Prior to factor analysis, data appropriateness was checked by KMO and Bartlett’s sphericity test. Multivariate analysis is an important statistical method which can easily be used to identify the factors governing the quality of a water system and help us to manage (regulate) those factors very strictly to minimize contamination (Reghunath et al. 2002; Simeonov et al. 2004). Multivariate statistics such as principal component analysis, factor analysis, and cluster analysis have been used for the assessment of surface water quality (Yidana 2010; Noori et al. 2010; Shrestha and Kazama 2007; Zhao et al. 2011; Singh et al. 2018; Kashyap et al. 2018). Kazi et al. (2009) applied this tool for the quality determination of a polluted lake ecosystem.

Principal component analysis (PCA) is a method of dimension reduction. Here, a large number of factors are minimized in such a way that the resulting smaller factor represents maximum variance of data. Generally, PCA transforms a large number highly correlated variables to small uncorrelated variables, i.e., principal components (PCs) representing most of the variation in the data (Singh et al. 2005; Shrestha and Kazama 2007; Kouras et al. 2007). After extraction, minor principal components (PCs) showing very little contribution to data variation are eliminated (Yeung 1999) so that data can be represented in its original form with a minimum loss of information (Helena et al. 2000; Vega et al. 1998).

Hierarchical agglomerative cluster analysis (HACA), the most common clustering method, groups the samples according to their level of similarity or dissimilarity. The most similar objects are grouped first followed by higher clustering at a consecutive stage. The result is represented in the form of a dendrogram. The purpose of cluster analysis lies in the determination of distinct patterns within multivariate data (McKenna 2003; Kumar et al. 2018). Ward’s method using squared Euclidean distance is considered to be the most appropriate method for dendrogram preparation (Kotti et al. 2005; Gulgundi and Shetty 2018).

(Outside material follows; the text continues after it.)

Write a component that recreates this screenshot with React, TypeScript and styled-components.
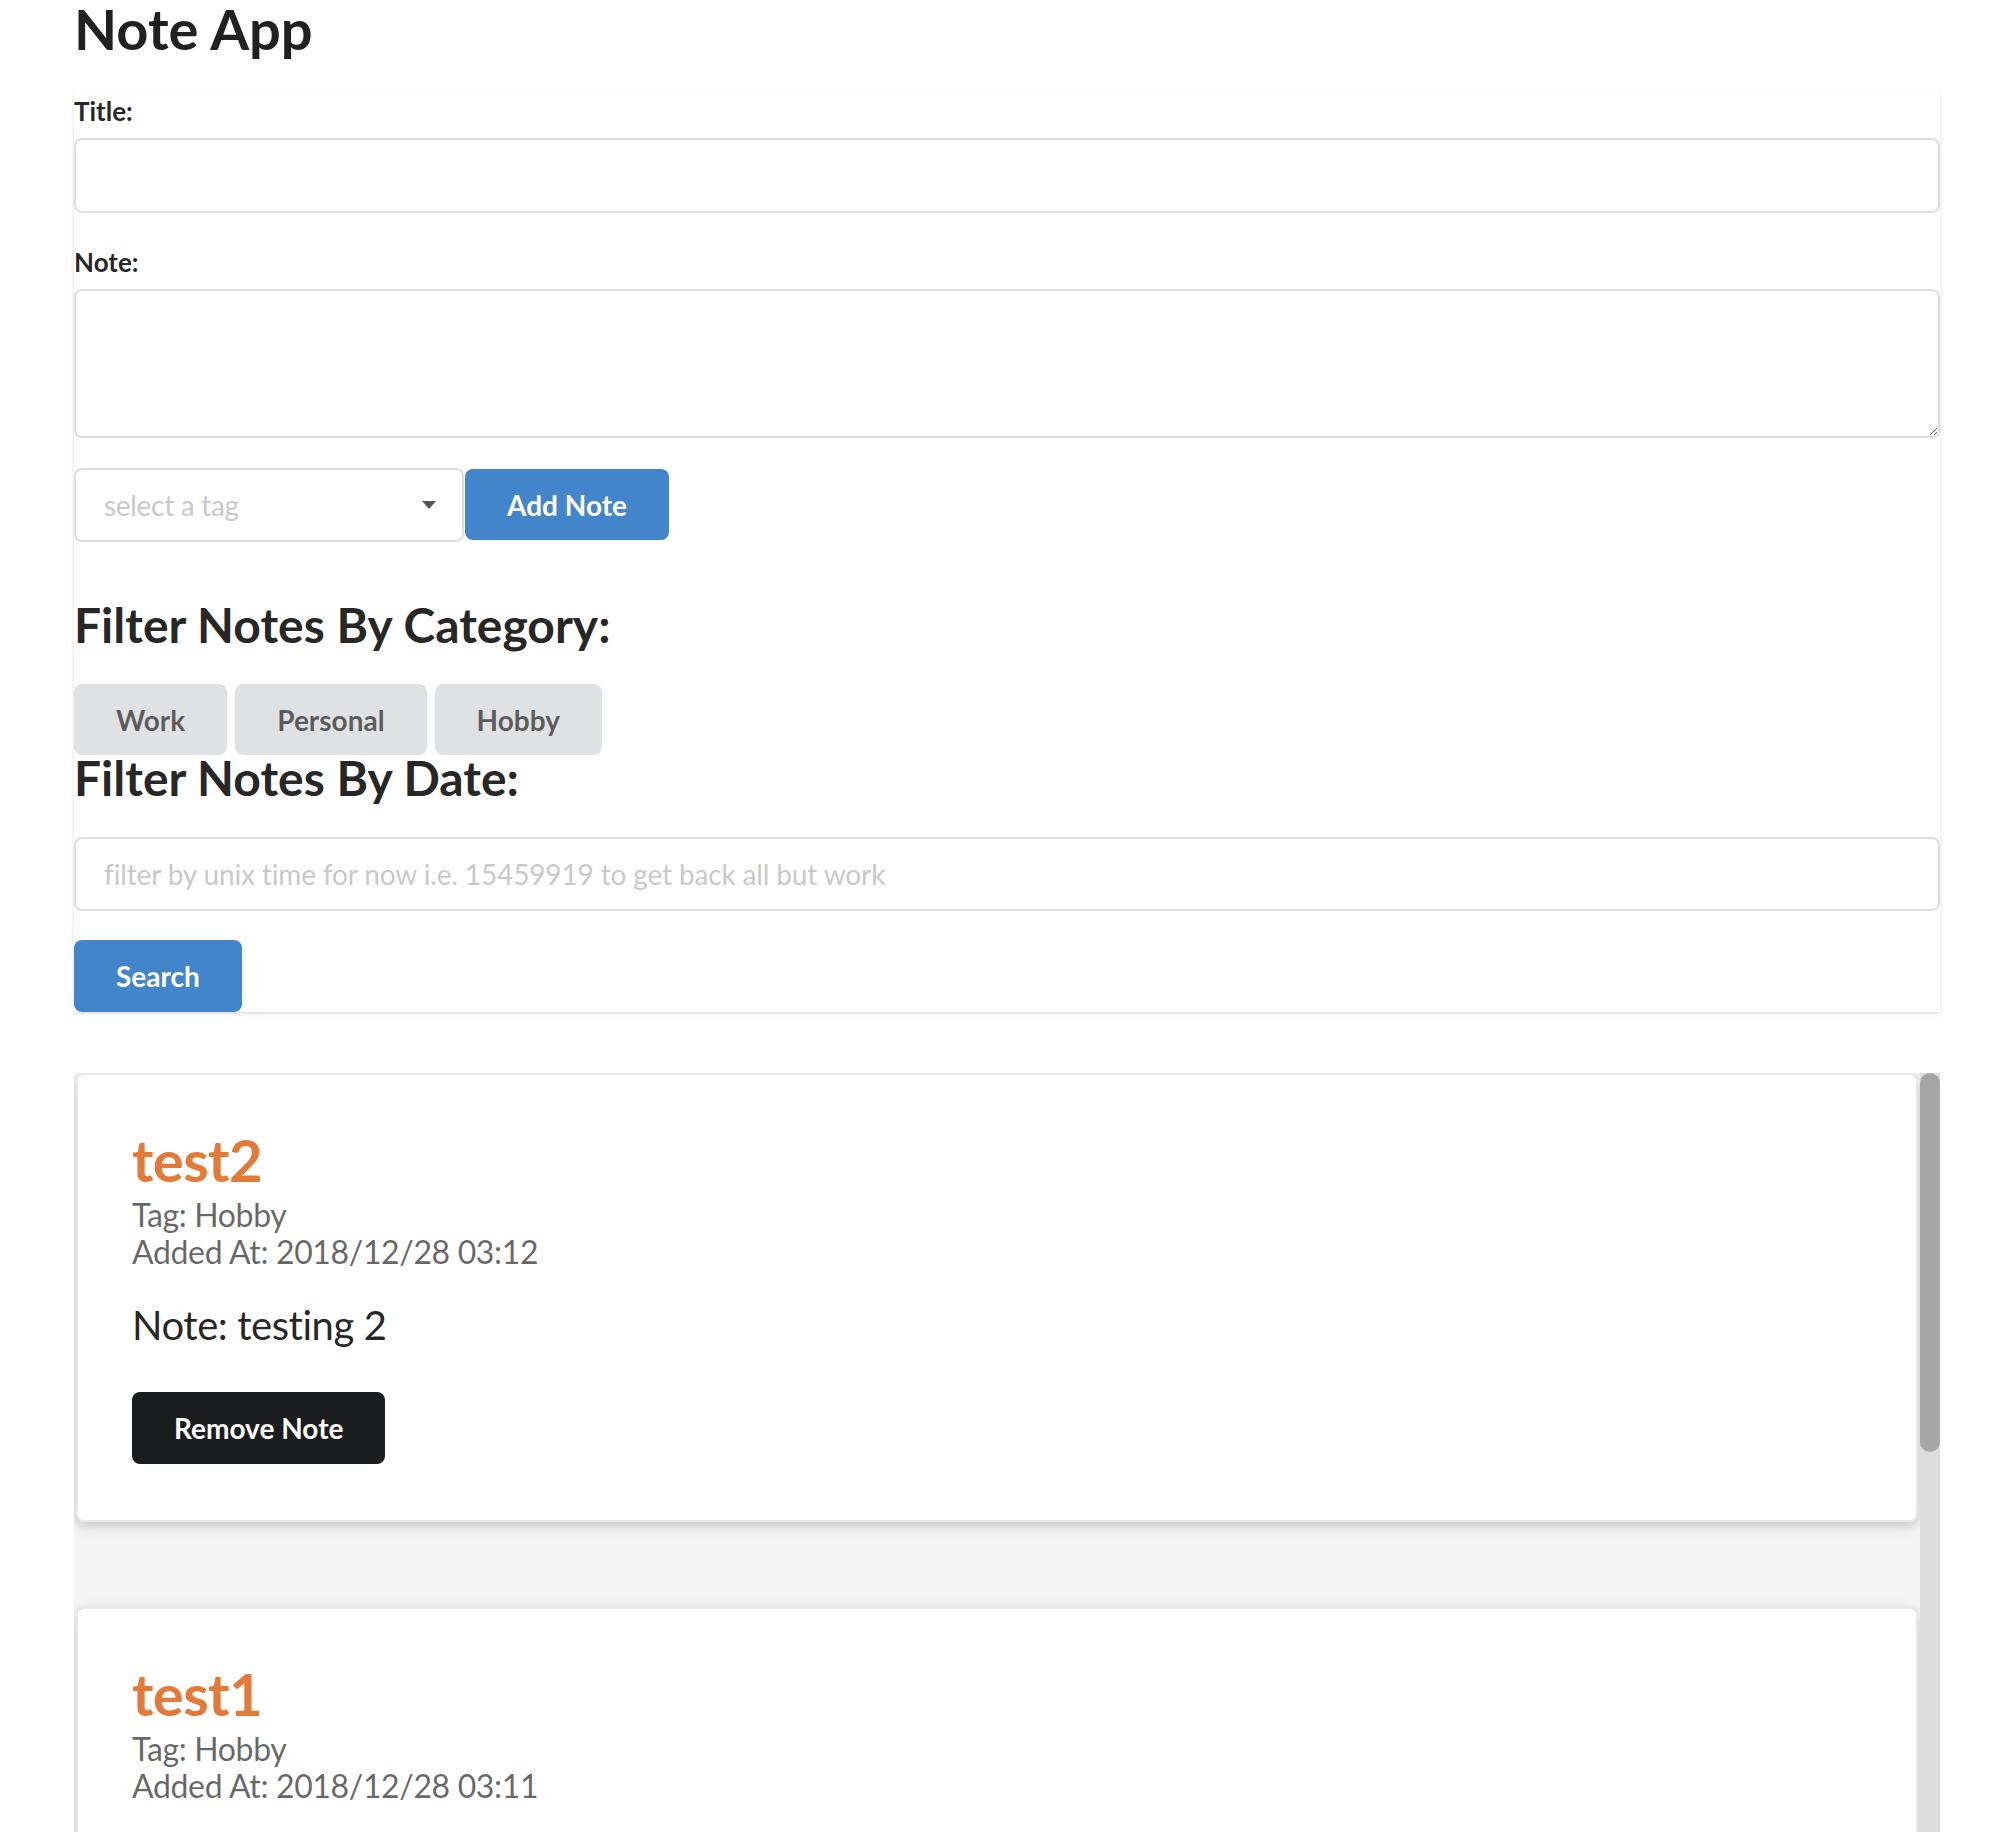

Range, mean, maximum, minimum, and standard deviation are the tools of univariate descriptive statistics (Omo-Irabor et al. 2008; Thapa et al. 2018).

Results and discussions

Physicochemical characteristics

Water quality analyses of 72 groundwater samples collected during the pre-monsoon and monsoon season are represented in table (quote the table number). The mean temperature of groundwater did not vary much, i.e., the mean being 26.31 and 26.34 °C during the pre-monsoon and monsoon seasons, respectively. The groundwater samples showed a pH variation from mild acidic to near neutral. The mean pH varied from 6.58 to 6.78 in the pre-monsoon and monsoon samples, respectively (Figs. 1, 2, 3, 4, 5, 6 and 7).

Fig. 1
figure 1

Scree plots of the eigenvalues from PCA during the pre-monsoon season

Fig. 2
figure 2

Scree plots of the eigenvalues from PCA during the monsoon season

Fig. 3
figure 3

Hierarchical dendrogram of pre-monsoon data

Fig. 4
figure 4

Hierarchical dendrogram of monsoon data dendrogram using the Ward’s method

Fig. 5
figure 5

Rotated loading plots of first three PCs in a pre-monsoon and b monsoon seasons

Fig. 6
figure 6

Piper diagram of groundwater samples during pre-monsoon and monsoon season

Fig. 7
figure 7

Map showing sampling locations for groundwater

Electrical conductivity varied from 0.32 to 1.06 mS/cm (mean value 0.56) in the pre-monsoon and 0.35 mS/cm to 1.32 mS/cm (mean 0.71) in the monsoon samples. The higher conductivity during the monsoon season is probably due to the leaching of minerals. The ORP value falls in the range − 147 mv to 144 mv (mean − 45.08) and − 142 mv to − 42 mv (mean − 76.81) in the pre-monsoon and monsoon samples, respectively. The negative mean value of ORP indicates reducing groundwater conditions which are responsible for the dissolution of arsenic-bearing minerals. All water samples are within the prescribed limits for total dissolved solids concentration. US-EPA has set the permissible limit of TDS in drinking water as 500 mg/L. The sulfate concentration ranged from 1.06 to 37.54 mg/L (mean 7.98) and 1.06 to 10.76 (mean 4.38) mg/L in the pre-monsoon and monsoon samples, respectively. The phosphate concentrations varied from 1.19 to 2.55 (mean 1.75) and 0.83 to 5.71 (mean 2.60) in the pre-monsoon and monsoon samples, respectively. However, the concentration of sulfate and phosphate is within the prescribed permissible limits of WHO. The permissible limit of sulfate and phosphate in groundwater is 500 and 5 mg/L, respectively. The mean chloride concentration is below the WHO recommended limit of 250 mg/L in both the pre-monsoon and monsoon samples. Nickel, manganese, and chromium concentrations were found to be above the permissible limit in nearly all samples except a few samples from the pre-monsoon season for chromium. Copper concentrations varied from 1.41 to 5.87 mg/L and 5.32 to 7.35 mg/L during the pre-monsoon and monsoon seasons, respectively. WHO has recommended copper concentration in drinking water below 1.00 mg/L. The arsenic concentrations in the groundwater samples were found to be in the range 4.18 to 75.60 µg/L (mean 24.67) and 0.34 to 74.46 µg/L (27.81) during the pre-monsoon and monsoon seasons, respectively. Sixty-nine samples showed arsenic concentrations above the permissible limit defined by WHO. The maximum arsenic concentration was 75.62 µg/L, and the concentration was approximately same in both the pre-monsoon and monsoon seasons.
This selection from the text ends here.